EU regulations weaken bank efforts to link bonuses with risk and performance of its main risk-taking employees, a survey has found.
The Capital Requirements Directive IV (CRD IV), a European Union regulation which has placed a cap on variable pay – known as bonuses – in the EU’s banking sector, is weakening efforts by EU-based banks to manage performance and risk through pay, Mercer found.
Linking rewards with the level of risk taken by banks’ material risk takers has been a major aim of post-crisis regulation of banks.
The consultancy’s report shows that, in an effort to remain competitive in attracting and retaining talented staff, large numbers of banks are increasing base salaries or using cash allowances as part of the pay mix. But cash has no variable link to performance.

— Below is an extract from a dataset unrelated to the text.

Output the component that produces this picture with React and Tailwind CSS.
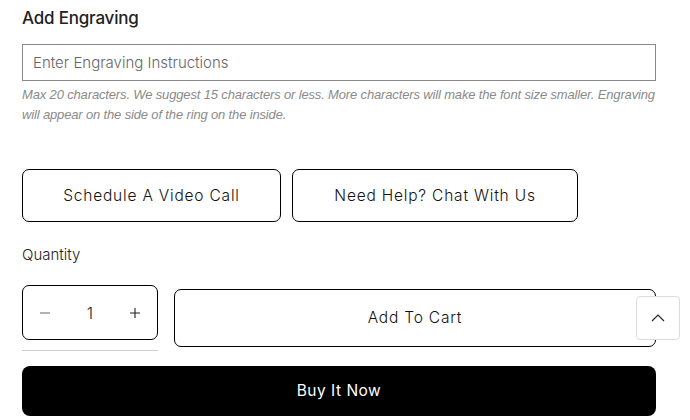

According to Mark Quinn, head of talent at Mercer UK and a specialist in financial services remuneration, high-performing employees expect remuneration comparable to their peers, but CRD IV restricts EU-headquartered banks in what they can pay in performance-related compensation. So they are looking at other methods of making up the shortfall to prevent staff walking into the arms of other less regulated competitors, such as hedge funds.
Cash allowances are a form of fixed compensation that do not generally require a corresponding increase in benefits costs as base salary increases do.
“However, both are forms of guaranteed cash with no variable link to performance which is far from satisfactory,” says Quinn.
Since 2008, banks have made much progress, he says, in structuring pay so that it allows for appropriate consideration of risk-adjusted outcomes and conduct/compliance behaviors over a multi-year timeframe.
“The progress the banks have made in improving their pay practices over the last several years since the crisis is now being reversed to some extent with the impact of the CRD IV rules”, says Vicki Elliott, also of Mercer. “To remain competitive, banks are shifting a significant portion of compensation into fixed, guaranteed pay which reduces their ability to pay for performance...“
The findings come from Mercer’s Global Financial Services Executive Compensation Snapshot Survey which analyses pay information amongst 78 financial services organisations, including 44 banks in 18 countries.